Une centaine d’enseignants et de membres du personnel de l’établissement varois ont protesté, ce lundi 5 mai, contre la décision du rectorat.
A Nice, lors de la journee nationale de lutte contre le harcelement scolaire. (SYSPEO/SIPA/SYSPEO/SIPA)
publié le 5 mai 2025 à 18h18

Pour les enseignants, il y a comme une incohérence dans la décision. L’académie de Nice dispose depuis mars 2024 du tout premier pôle de lutte contre le harcèlement scolaire créé pour la prévention et la résolution de conflits au sein du rectorat. Pourtant, ce dernier vient d’imposer la réintégration avec sursis de deux élèves de seconde exclus en novembre pour harcèlement scolaire du lycée du Golfe de Saint-Tropez, à Gassin, dans le Var. Leur comportement avait été signalé dès septembre mais après leur exclusion par un conseil de discipline, les deux élèves ont fait appel par l’intermédiaire d’un avocat et obtenu gain de cause. De quoi susciter l’incompréhension de près de 100 des 120 professeurs de l’établissement ainsi que du personnel de l’administration et de la vie scolaire, en grève ce lundi 5 mai pour une journée.

Ces derniers ont cessé le travail pour dénoncer le sursis accordé en appel : «Notre grève n’est pas contre les élèves mis en cause», affirme Geneviève Clerc, enseignante et représentante Snes-FSU à Libération. «Elle est organisée pour interpeller la rectrice sur ce qui nous paraît une contradiction avec le protocole de lutte contre le harcèlement qui affirme qu’il faut protéger la victime», explique la professeure d’histoire-géographie.

«On n’est pas soutenus du tout !»

Sa collègue et camarade syndicale Marie Guiraud s’est également interrogée sur la décision auprès d’Ici Provence : «Que fait-on de la victime, qui va devoir recroiser ses agresseurs dans les couloirs ? […] Il y a d’un côté les effets d’annonce médiatiques – harcèlement, grande cause nationale – et de l’autre la réalité du terrain. Quand nous faisons remonter des faits graves, on n’est pas soutenus du tout !»

Le rectorat a pour sa part publié un communiqué rappelant son engagement dans la lutte contre le harcèlement scolaire. Il assure que «cette décision ne remet nullement en cause les paroles de la victime dont l’accompagnement demeure une priorité» et que «les éléments transmis par l’établissement justifiaient la prise d’une sanction disciplinaire». Mais, «certaines erreurs et omissions, d’ailleurs reconnues par le chef d’établissement, ont conduit les membres de la commission d’appel à proposer, à l’unanimité, d’assortir ces deux décisions d’exclusion d’un sursis».

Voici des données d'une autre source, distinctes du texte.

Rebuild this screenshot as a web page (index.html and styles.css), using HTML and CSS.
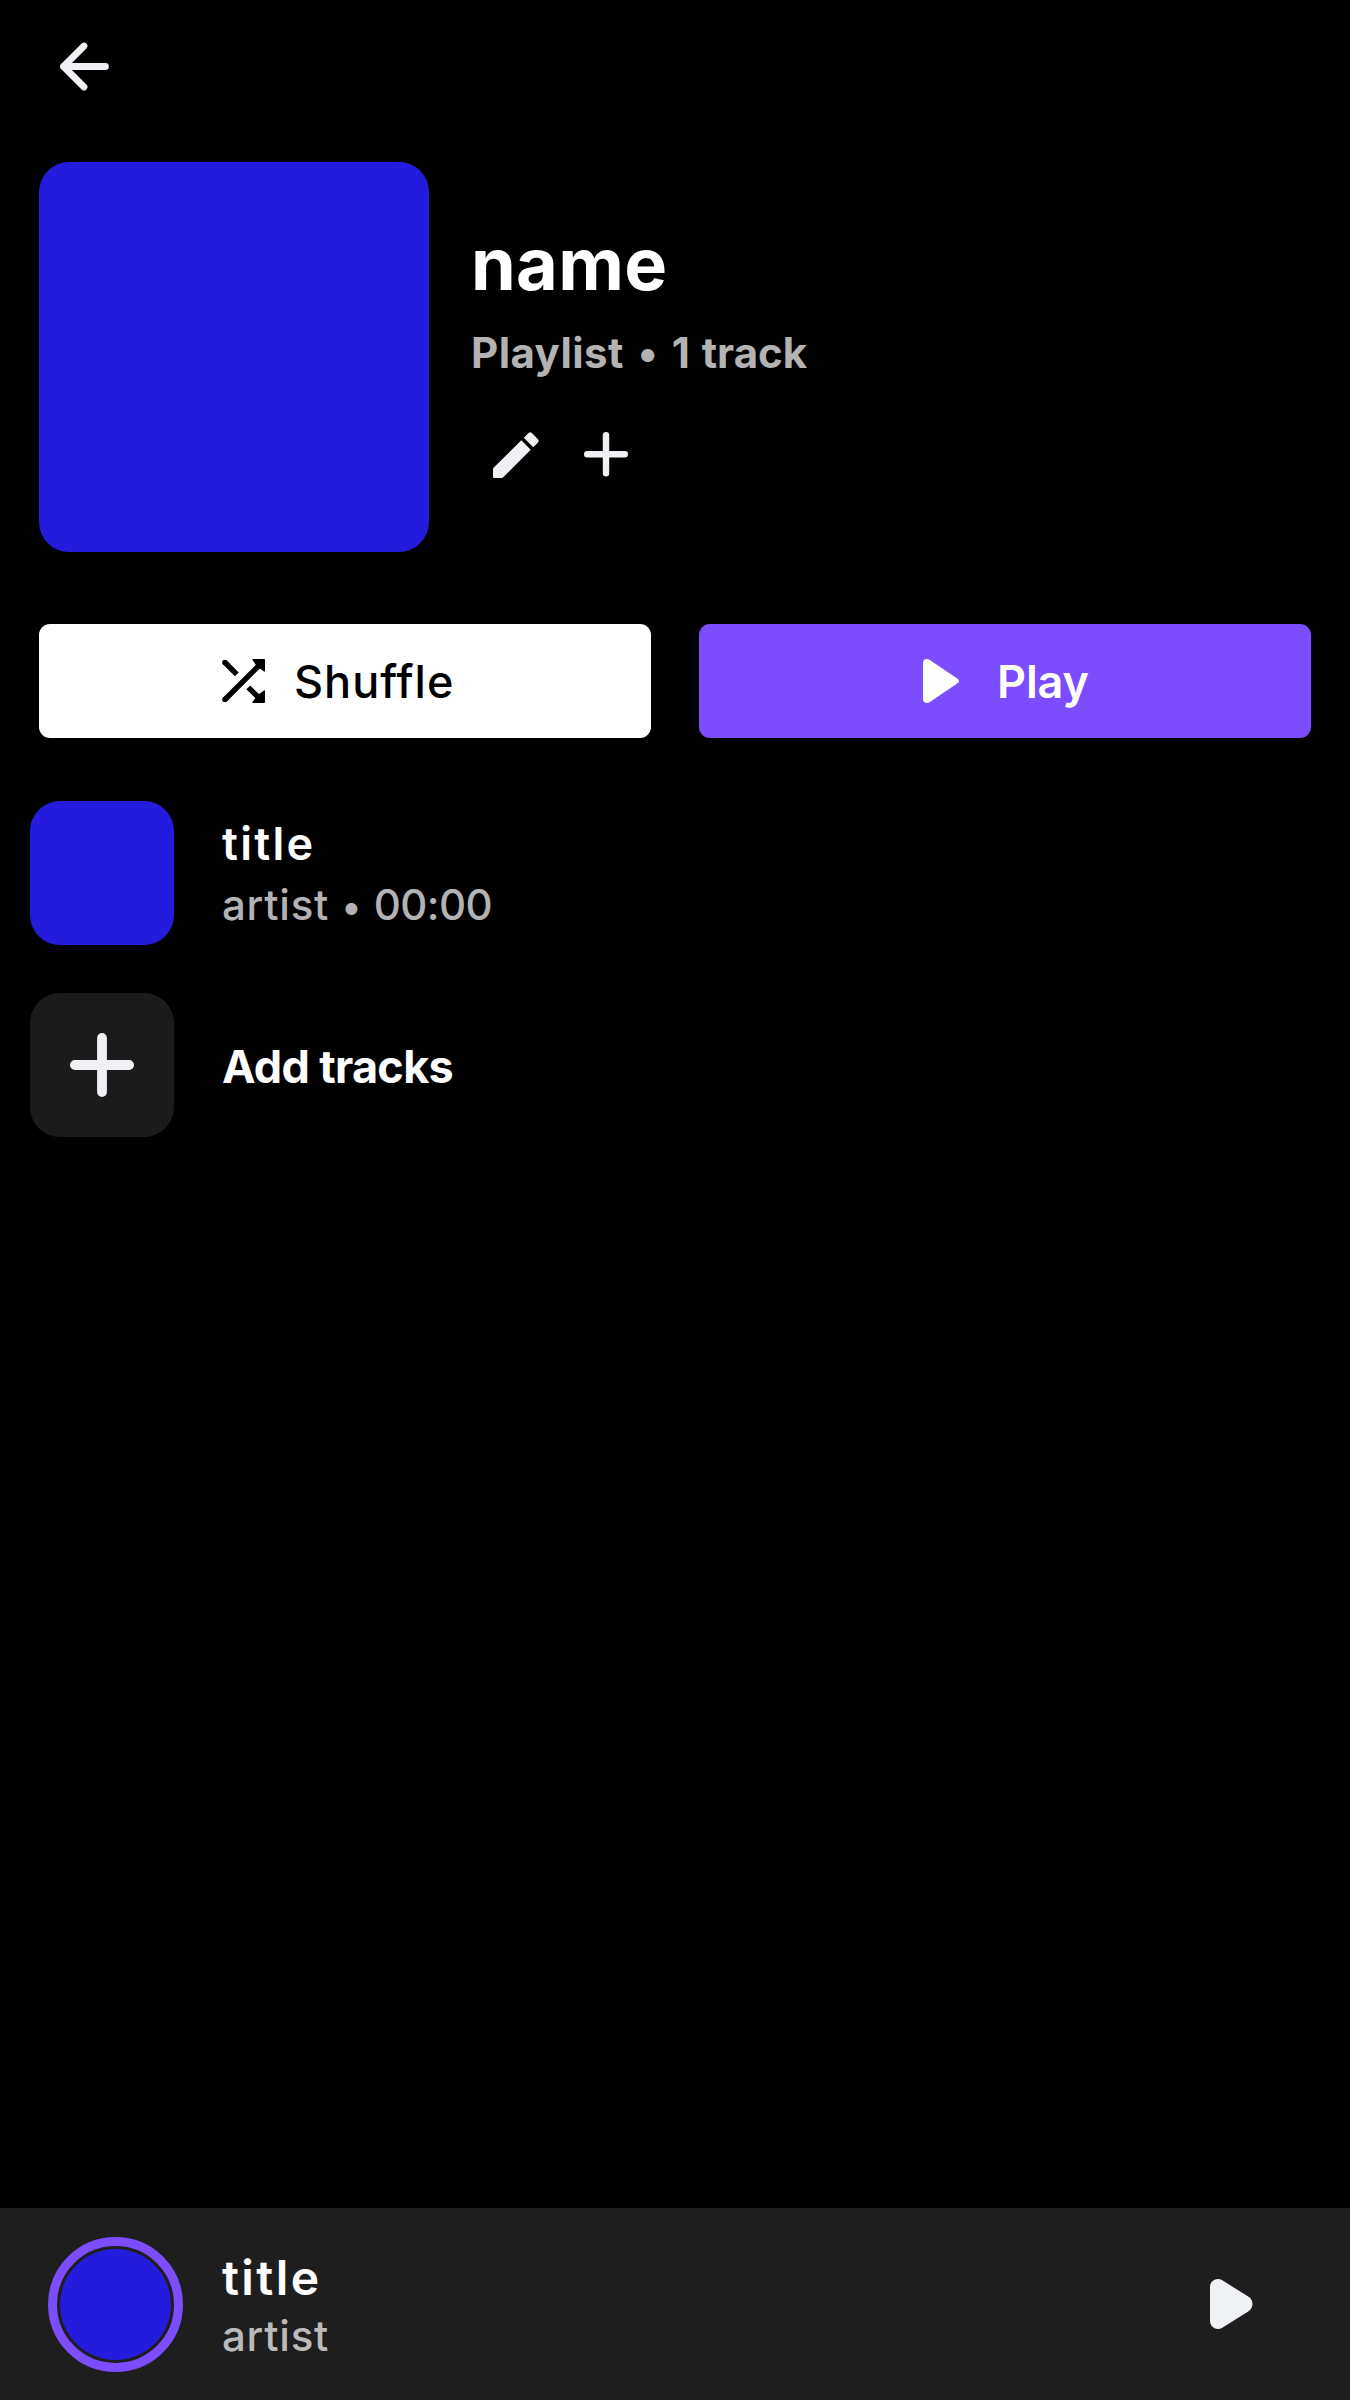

Soutien des parents d’élèves

Contactée par Libération, la directrice de cabinet de la rectrice de Nice, Valérie Neumann, assure que la protection de la victime sera garantie par l’établissement et que les élèves seront répartis dans différentes classes. Elle regrette que «le pôle de lutte contre le harcèlement n’ait pas été sollicité» avant le conseil de discipline pour trouver une médiation. Valérie Neumann souligne aussi l’isolement géographique du lycée du Golfe de Saint-Tropez et des élèves qui y étudient. C’est pourquoi «les élèves avaient été rescolarisés dans un autre établissement, mais les familles ont choisi de les faire revenir dans ce lycée compte tenu de l’isolement de ce territoire».

Malgré les justifications fournies par le rectorat, l’incompréhension domine aussi parmi les parents d’élèves. Ces derniers ont d’ailleurs fait part de leur soutien aux professeurs grévistes. «Notre positionnement est clair : on ne doit pas désavouer ses équipes sur un cas de harcèlement. Alors qu’on tient des discours qui disent qu’on fait la guerre au harcèlement, on ne fait rien pour», pointe Anne-Laure Julien, présidente du groupement autonome des parents d’élèves du Golfe auprès de Libé. Elle ne craint pourtant pas que les faits se réitèrent «parce qu’ils savent très bien que les professeurs comme l’établissement ne laisseront rien passer». Ces derniers écartent également cette hypothèse compte tenu du poids du sursis qui pèse sur les épaules des deux élèves.